La compagnie Ample Man Danse a dévoilé hier les quatre vidéos qu’elle a tournées au CHUM avec la collaboration d’une douzaine de patients souffrant de douleurs chroniques. Un projet de création réalisé avec la Fabrique culturelle.

« Ce projet-là me donne envie de continuer, nous dit d’emblée Isabelle Leblanc, qui souffre de polyarthrite rhumatoïde depuis l’adolescence. Pendant six semaines, j’ai pu me laisser un peu aller… »

C’est que le quotidien d’Isabelle Leblanc, qui est suivie à la Clinique de la douleur du CHUM, est planifié de façon assez rigoureuse.

« Tout est calculé, mesuré, pensé, nous dit-elle. Les rendez-vous médicaux, la réadaptation, les séances de glace pour calmer l’inflammation, tout ça prend beaucoup de place, toute notre vie tourne autour de ça. Ce projet a brisé un peu l’isolement qui vient avec la maladie. »

En suivant les six ateliers de danse d’Ample Man Danse, elle a vécu une sorte de soulagement.

J’ai pu mettre mon agenda de côté. Mais j’ai aussi ressenti une grande joie de pouvoir m’exprimer. On a été tellement bien accueillis, et puis on nous
a guidés tout en nous laissant libres de bouger comme on pouvait.
Comme une fleur au vent.

Isabelle Leblanc, participante aux ateliers

La tâche est moins facile qu’il n’y paraît. Parce que pour cette femme de 48 ans (comme pour les autres participants), chaque mouvement est exigeant. Chaque déplacement, chaque parole nécessite un effort. « Si j’ai mal aux pieds, c’est comme s’ils se détachaient de mon corps, il y a un morcellement. La danse m’a permis de trouver une sorte d’unité.
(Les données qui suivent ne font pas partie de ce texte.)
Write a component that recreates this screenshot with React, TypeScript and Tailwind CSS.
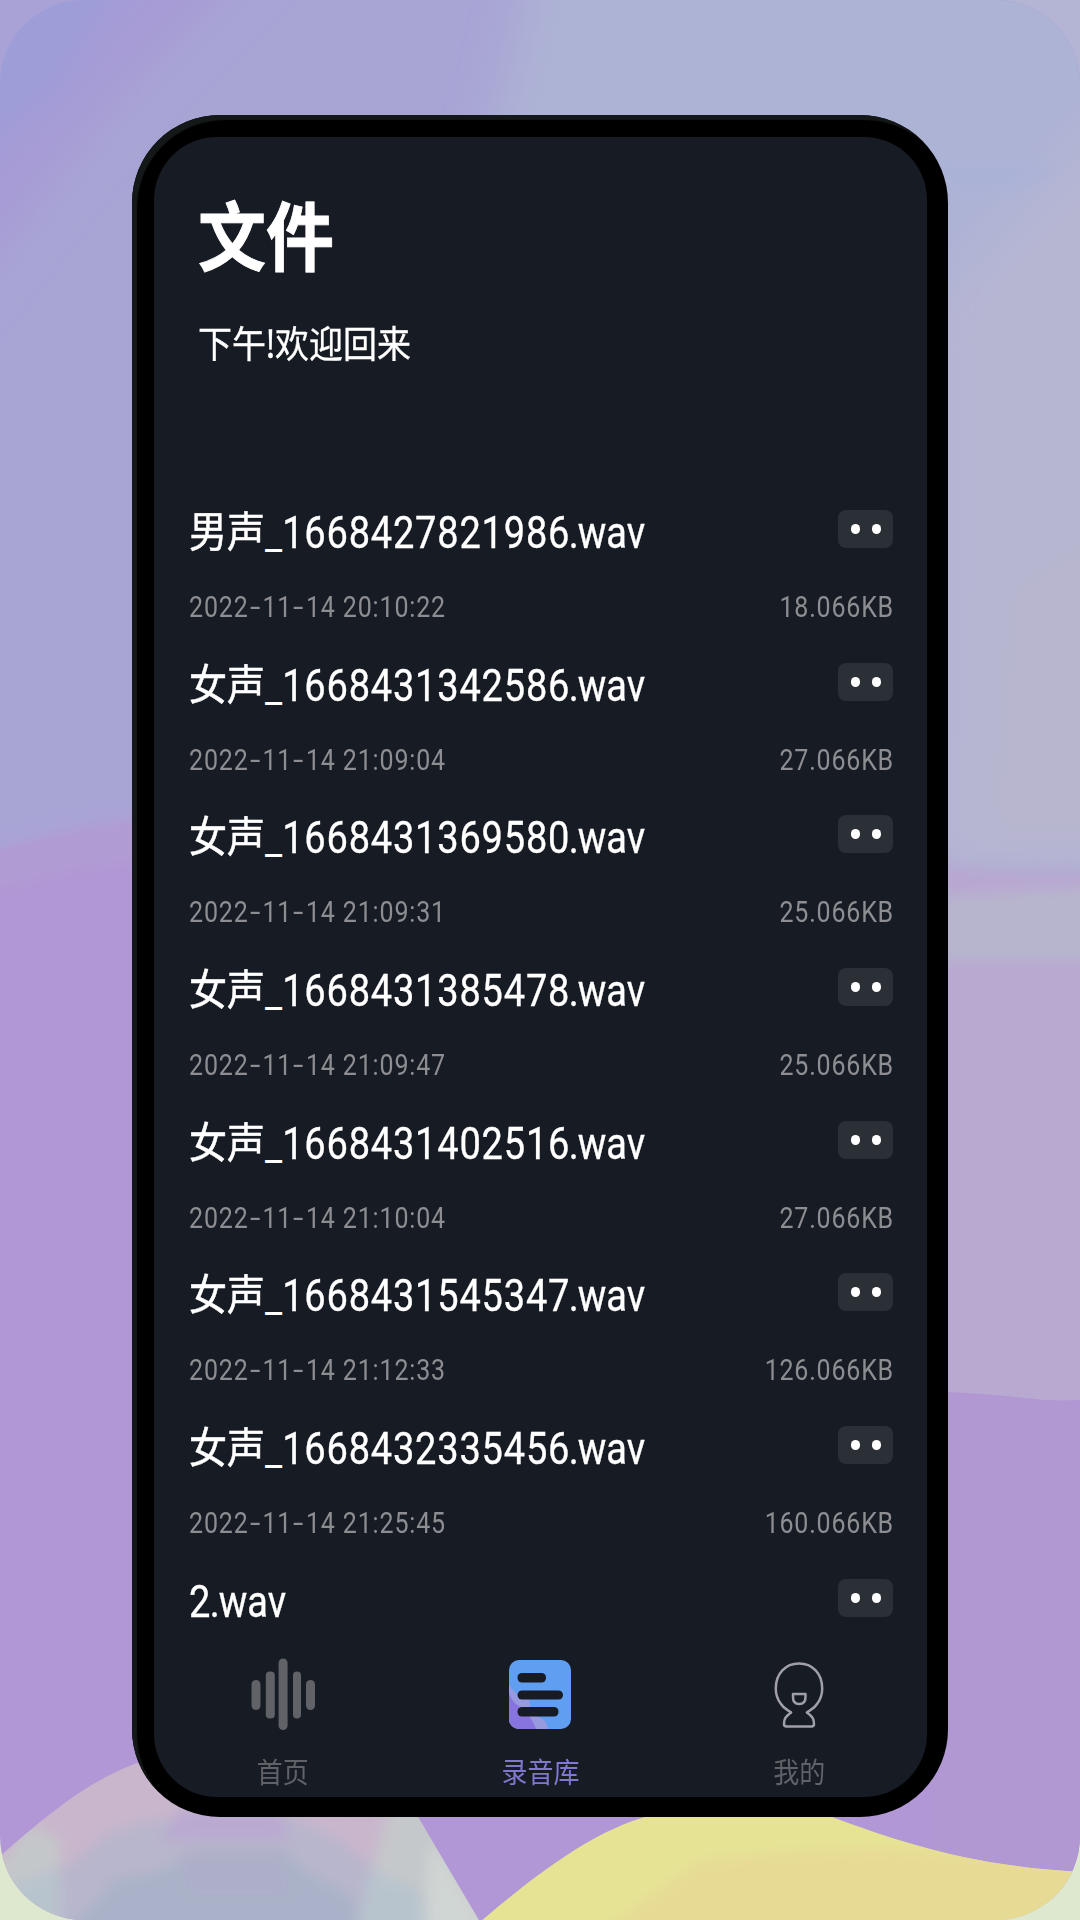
import type { ReactNode } from "react";

type FileRow = {
  voice: string | null;
  id: string;
  date: string | null;
  size: string | null;
};

const files: FileRow[] = [
  { voice: "男声", id: "1668427821986", date: "2022-11-14 20:10:22", size: "18.066KB" },
  { voice: "女声", id: "1668431342586", date: "2022-11-14 21:09:04", size: "27.066KB" },
  { voice: "女声", id: "1668431369580", date: "2022-11-14 21:09:31", size: "25.066KB" },
  { voice: "女声", id: "1668431385478", date: "2022-11-14 21:09:47", size: "25.066KB" },
  { voice: "女声", id: "1668431402516", date: "2022-11-14 21:10:04", size: "27.066KB" },
  { voice: "女声", id: "1668431545347", date: "2022-11-14 21:12:33", size: "126.066KB" },
  { voice: "女声", id: "1668432335456", date: "2022-11-14 21:25:45", size: "160.066KB" },
  { voice: null, id: "2", date: null, size: null },
];

export default function App() {
  return (
    <div className="relative w-[1080px] h-[1920px] overflow-hidden bg-[#dde8cf] flex justify-center items-start pt-[115px] font-[Roboto,'Noto_Sans_CJK_SC',sans-serif]">
      <Wallpaper />
      <div className="relative w-[816px] h-[1702px] rounded-[88px] bg-black shadow-[inset_5px_5px_1px_#151818] pt-[22px] pl-[22px] pr-[21px] pb-[20px]">
        <div className="h-full rounded-[63px] bg-[#171b23] overflow-hidden flex flex-col">
          <header className="pl-11 pt-[63px] text-white">
            <h1 className="h-20 text-[68px] leading-[80px] font-bold scale-y-[1.1] [-webkit-text-stroke:0.8px_white]">文件</h1>
            <p className="mt-[43px] h-10 text-[34px] leading-10 scale-y-[1.1] font-['Noto_Sans_CJK_SC',sans-serif] [-webkit-text-stroke:0.3px_white]">
              下午<span className="-ml-px -mr-px">!</span>欢迎回来
            </p>
          </header>

          <ul className="mt-[143px] pl-[35px] pr-[34px] h-[1143px] overflow-hidden">
            {files.map((f) => (
              <FileItem key={f.id} file={f} />
            ))}
          </ul>

          <nav className="flex-1 grid grid-cols-3">
            <Tab label="首页" className="text-[#606267]">
              <WaveIcon />
            </Tab>
            <Tab label="录音库" className="text-[#8078cf]">
              <LibraryIcon />
            </Tab>
            <Tab label="我的" className="text-[#606267] pl-0.5">
              <ProfileIcon />
            </Tab>
          </nav>
        </div>
      </div>
    </div>
  );
}

function FileItem({ file }: { file: FileRow }) {
  return (
    <li className="h-[152.7px]">
      <div className="flex justify-between items-start h-[54px]">
        <div className="flex text-[38px] leading-[54px] text-white whitespace-nowrap">
          {file.voice && (
            <>
              <span className="scale-y-[1.11] [-webkit-text-stroke:0.5px_white]">{file.voice}</span>
              <span className="translate-y-[3px]">_</span>
            </>
          )}
          <span className="scale-y-[1.18] tracking-[0.8px] [-webkit-text-stroke:0.3px_white]">{file.id}</span>
          <span className="scale-y-[1.18] -ml-[1.5px] [-webkit-text-stroke:0.3px_white]">
            .<span className="-ml-px">wav</span>
          </span>
        </div>
        <button className="mt-1 w-[55px] h-[38px] rounded-lg bg-[#2b2f36] flex items-center justify-center gap-3">
          <span className="w-[9px] h-[10px] rounded-full bg-white" />
          <span className="w-[9px] h-[10px] rounded-full bg-white" />
        </button>
      </div>
      {file.date && (
        <div className="mt-[31px] flex justify-between text-[25px] leading-8 text-[#8d8e92] whitespace-nowrap">
          <span className="scale-y-[1.2] tracking-[0.85px]">
            {file.date.split("-").map((part, i) => (
              <span key={i}>
                {i > 0 && <span className="inline-block mx-[3px] scale-x-[1.5]">-</span>}
                {part}
              </span>
            ))}
          </span>
          <span className="scale-y-[1.2] tracking-[0.8px] -mr-px">{file.size}</span>
        </div>
      )}
    </li>
  );
}

function Tab({ label, className, children }: { label: string; className: string; children: ReactNode }) {
  return (
    <div className={`flex flex-col items-center pt-[6.5px] ${className}`}>
      {children}
      <span className="mt-[23px] text-[26px] leading-9 scale-y-[1.1]">{label}</span>
    </div>
  );
}

function WaveIcon() {
  return (
    <svg width="66" height="76" viewBox="0 0 66 76" fill="currentColor">
      <rect x="1.5" y="24" width="9" height="30" rx="4.5" />
      <rect x="15.8" y="15.5" width="9" height="47" rx="4" />
      <rect x="28.6" y="2.5" width="9" height="71.5" rx="4.5" />
      <rect x="43" y="15.5" width="8" height="47" rx="4" />
      <rect x="56" y="24" width="9" height="30" rx="4.5" />
    </svg>
  );
}

function LibraryIcon() {
  return (
    <svg width="66" height="76" viewBox="0 0 66 76">
      <defs>
        <clipPath id="card">
          <rect x="2" y="4" width="62" height="69" rx="10" />
        </clipPath>
      </defs>
      <g clipPath="url(#card)">
        <rect width="66" height="76" fill="#609ef1" />
        <path d="M0 24C4 33 8 37 13 40L22 43C23 50 24 55 28 59C32 62 37 62 39 67L42 76H0Z" fill="#979adf" />
        <path d="M0 34C4 42 7 47 11 49.500C16 52 19 53 21 58C24 63 28 68 30 76H0Z" fill="#8874df" />
      </g>
      <g fill="#171b23">
        <rect x="10.5" y="17" width="28.5" height="9.5" rx="4.5" />
        <rect x="10.5" y="34.5" width="45.5" height="9" rx="4.5" />
        <rect x="10.5" y="51" width="41" height="9.5" rx="4.5" />
      </g>
    </svg>
  );
}

function ProfileIcon() {
  return (
    <svg width="66" height="76" viewBox="0 0 66 76" fill="none" stroke="#a09fa7" strokeWidth="2.5" strokeLinejoin="round" strokeLinecap="round">
      <path d="M25 56.500C19 61 18 63 18 68Q18 70.500 20.500 70.500H45.500Q48 70.500 48 68C48 63 47 61 41 56.500" />
      <path d="M25 56.500C22 54 18 53 15 48C11 43 9.800 39 9.800 32.500C9.800 17.500 19.500 7.500 33 7.500C46.500 7.500 56.200 17.500 56.200 32.500C56.200 39 55 43 51 48C48 53 44 54 41 56.500" />
      <path d="M27 38H39.500V41C39.500 46 37 48 33.200 48C29.500 48 27 46 27 41Z" />
    </svg>
  );
}

function Wallpaper() {
  return (
    <div className="absolute inset-0 bg-[linear-gradient(to_bottom,transparent_50%,#dde8cf_50%),linear-gradient(to_right,#a8a2d6_50%,#b4b4d4_50%)]">
      <div className="h-full rounded-[84px] overflow-hidden bg-[#b197d5]">
        <svg width="1080" height="1920" viewBox="0 0 1080 1920">
          <defs>
            <filter id="soft" x="-30%" y="-30%" width="160%" height="160%">
              <feGaussianBlur stdDeviation="22" />
            </filter>
            <filter id="edge" x="-20%" y="-20%" width="140%" height="140%">
              <feGaussianBlur stdDeviation="7" />
            </filter>
            <clipPath id="hill">
              <path d="M-2 1858C50 1812 90 1780 137 1763C240 1715 370 1740 418 1817L480 1922H-2Z" />
            </clipPath>
            <clipPath id="dune">
              <path d="M480 1922C550 1862 600 1830 645 1817C710 1800 780 1803 832 1817C900 1842 970 1866 1080 1872V1922Z" />
            </clipPath>
          </defs>

          <path d="M0 0H1080V880C900 900 700 860 500 840C300 800 120 820 0 850Z" fill="#a8a5d5" />
          <g filter="url(#soft)">
            <path d="M-60 -60H280L120 100L-60 330Z" fill="#a79bd5" />
            <path d="M-60 -60H150L60 90L-60 190Z" fill="#9d9dd8" />
            <path d="M540 -60H1140V300H420L500 110Z" fill="#adb3d5" />
            <path d="M1140 80L1000 230L920 320V880H1140Z" fill="#b6b6d3" />
            <path d="M1000 580L1140 500V840H980Z" fill="#b8b6ce" />
          </g>
          <path d="M930 880H1080V1400C1040 1402 990 1396 930 1392Z" fill="#b8a9d0" />
          <g filter="url(#edge)">
            <path d="M900 900L1100 886V960H900Z" fill="#b7b5ce" />
            <path d="M-20 855C50 830 100 818 160 814V862C90 862 50 878 -20 892Z" fill="#b09cd3" />
            <path d="M920 862C980 872 1020 872 1100 874V888C1020 888 980 894 920 896Z" fill="#b8a7d1" />
            <path d="M930 160L1060 168L1020 190H940Z" fill="#abb2d7" />
          </g>
          <path d="M930 1392C1000 1392 1040 1402 1080 1402V1900H930Z" fill="#b198d3" />

          <g clipPath="url(#hill)">
            <rect y="1700" width="500" height="220" fill="#c9b6cc" />
            <g filter="url(#edge)">
              <path d="M-20 1890L30 1825L60 1840L60 1900H-20Z" fill="#c4c7ca" />
              <path d="M392 1800H430L500 1940H350L372 1870Z" fill="#c5c8cb" />
              <path d="M430 1840L500 1940H425Z" fill="#d0d6d4" />
              <path d="M-20 1895L70 1865L105 1835L150 1820L290 1815L340 1840L375 1870V1940H-20Z" fill="#b8b6cc" />
              <path d="M180 1810H280L290 1840H160Z" fill="#b9a9d1" />
              <path d="M-20 1890L60 1872V1940H-20Z" fill="#b8c4cd" />
              <path d="M370 1870L420 1890L430 1940H355Z" fill="#b8c4cd" />
              <path d="M60 1940L115 1880L160 1872L200 1850H285L310 1875L350 1895L365 1940Z" fill="#a9b2c8" />
              <path d="M180 1852H280L290 1895H190Z" fill="#adaec8" />
            </g>
          </g>
          <g clipPath="url(#dune)">
            <rect x="470" y="1790" width="620" height="140" fill="#e6e494" />
            <path d="M590 1940L700 1860C800 1850 900 1835 1100 1870V1940Z" fill="#e7da95" filter="url(#edge)" />
          </g>
        </svg>
      </div>
    </div>
  );
}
Une fenêtre pour sortir de mon corps. »

Il y a six ans, Isabelle Leblanc a dû abandonner son poste de professeure de philosophie au collège de Maisonneuve. « Ç’a été un gros deuil pour moi, parce que j’adorais mon travail, j’aimais travailler avec des jeunes. Aujourd’hui je suis capable d’en parler sans pleurer, mais ça m’a pris des années à l’accepter. »

PHOTO DAVID BOILY, LA PRESSE

Simon Ampleman et Émilie Demers

Chorégraphe… et ergothérapeute

Le projet de médiation culturelle d’Ample Man Danse a été mené par la danseuse et chorégraphe Émilie Demers, qui est également ergothérapeute au CHUM (à temps partiel). Avec Simon Ampleman, cofondateur de la compagnie, ils ont créé des chorégraphies en s’inspirant des ateliers offerts aux patients du CHUM. Pour l’enregistrement des vidéos, seuls les cinq danseurs professionnels de la compagnie apparaissent (excepté pour la vidéo Cette personne).

« Ça fait plusieurs années que je réfléchissais à une manière de combiner les deux [danse et ergothérapie], nous dit Émilie Demers, qui a travaillé au Centre de la main du CHUM. Les ateliers ont permis aux patients de retrouver du plaisir dans le mouvement et de les aider à se reconnecter à leurs corps, à ce qu’ils peuvent encore faire. »

La bande-annonce du projet En ces lieux ils danseront

Dans la vidéo Cette marche, qui a été présentée au CHUM hier, on peut voir les danseurs simuler une chute dans un escalier avant de se relever et de remonter les marches une à une, dans une chorégraphie soigneusement préparée inspirée des confidences faites par les patients.

« Pour la plupart des participants, l’escalier représente un défi quotidien, nous dit Simon Ampleman. L’effort de monter, la peur de tomber, la satisfaction de réussir, c’était un symbole fort. La chute des danseurs, qui s’accrochent comme ils peuvent et qui sont soutenus par les autres, qui les aident à monter, l’angoisse et le lâcher-prise, c’est tout cela qu’on a voulu exprimer. »

Les trois autres capsules ont été tournées dans la cafétéria, autre lieu de défi pour les personnes aux prises avec des douleurs chroniques, dans la salle des robots, qui transportent médicaments et fournitures dans l’hôpital, et qui représentent « le quotidien et la routine des patients ». La dernière chorégraphie a été tournée dans un bloc opératoire, consécration du « lâcher-prise » du patient.

Ample Man Danse, qui mène des projets de danse in situ depuis 2014, espère maintenant poursuivre sa collaboration avec le CHUM. Le projet En ces lieux ils danseront, qui mêle santé, danse et architecture, a d’ailleurs été présenté le week-end dernier au congrès de l’International Association for Dance Medicine & Science, qui multiplie les projets de danse en milieu hospitalier.